Despite the economic prosperity of the country, Taiwan hasn’t lost its Asian charm. Signboards that flank the streets are 99% in Chinese characters and tea is without a doubt the national drink of choice. The elderly drink their tea hot, while the younger people drink iced tea in all colours and tastes. Knife and fork are also not always available, which is the perfect reason to learn how to eat with chopsticks. Luckily, the Taiwanese won’t laugh out loud when your noodles plunge back into your soup. Everybody has to learn. Some waitresses are even friendly enough to bring some simple wooden chopsticks instead of the trendy metal sticks of nowadays.
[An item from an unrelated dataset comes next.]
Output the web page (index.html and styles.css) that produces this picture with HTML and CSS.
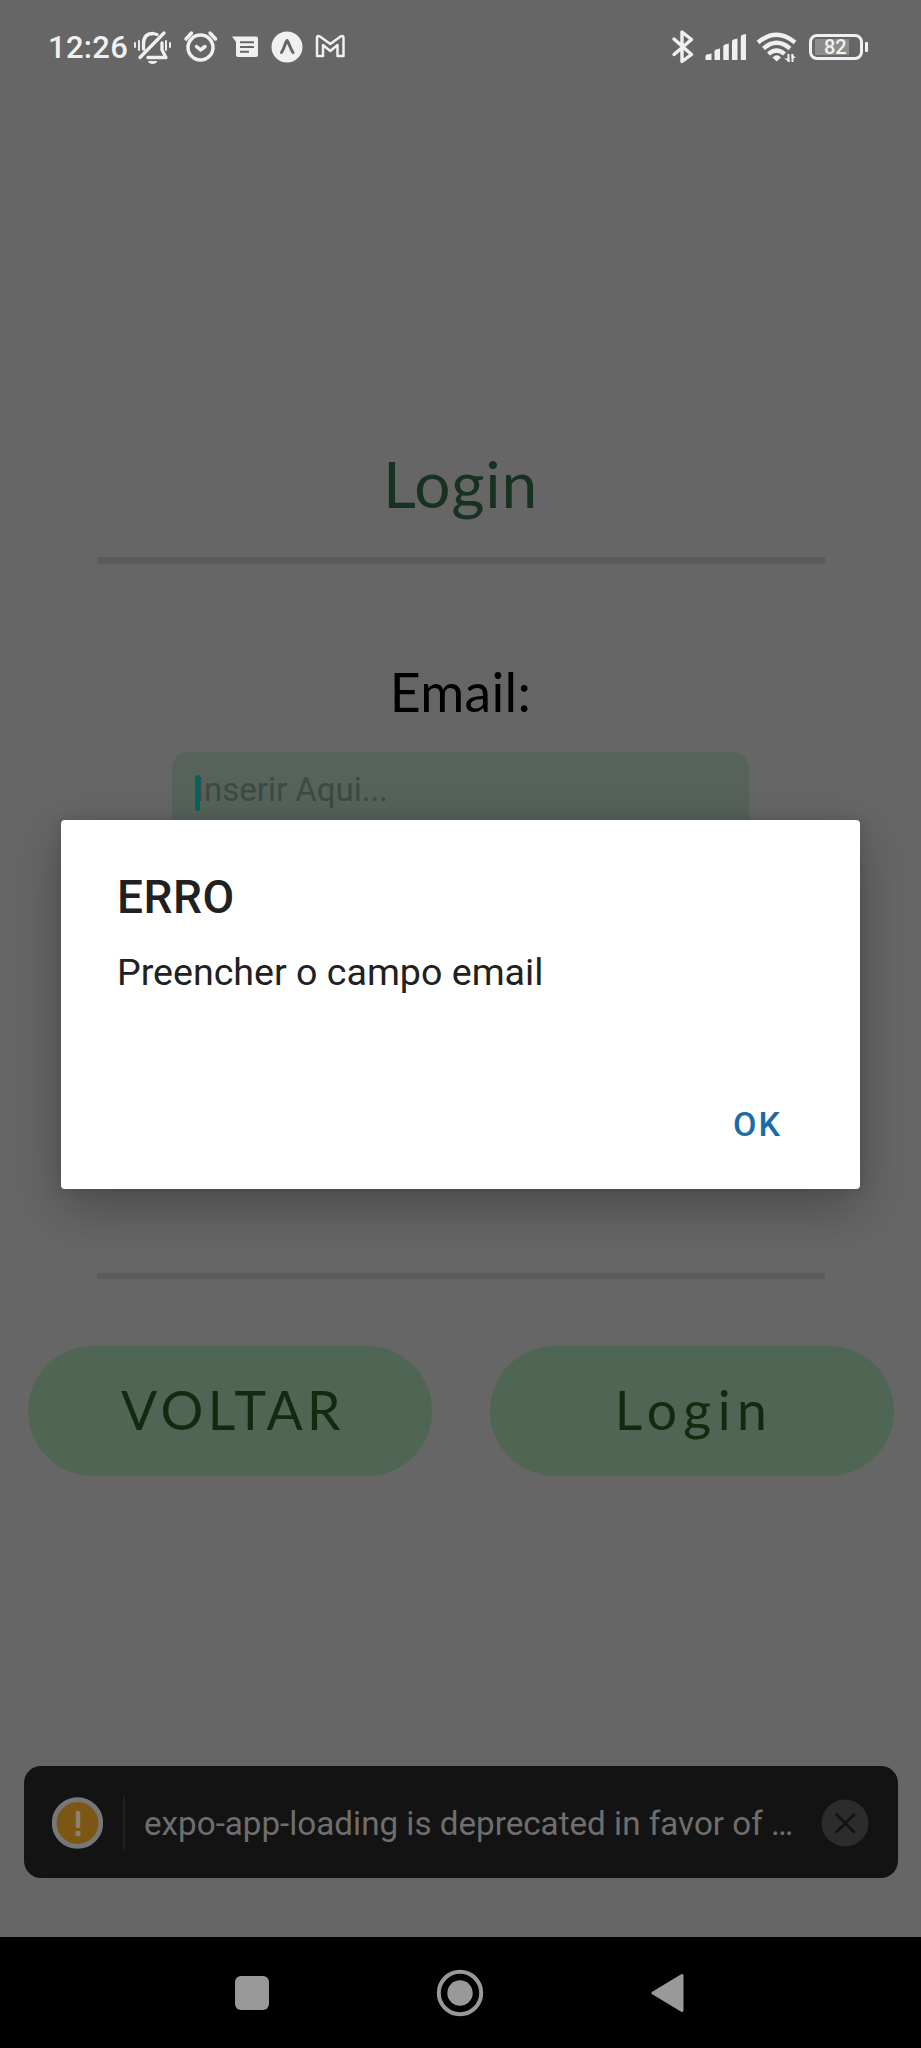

The extra grip of some old fashioned wooden chopsticks can make life a bit easier for a beginner.

When leaving the country, we can certainly say that Taiwan has touched our heart. People who are planning to visit this island shouldn’t think longer and buy their ticket. Travelling around is pleasant, easy and comfortable and the Taiwanese people are very friendly. However, don’t go with very high expectations of the sights of Taiwan. The main sights of Taiwan are certainly worth visiting, but East Asia has other destinations with more spectacular sights. In Taiwan, you should regard the sights as a very good reason to travel around the country and while you see beautiful things you will get in touch with the best thing that Taiwan has to offer: its people.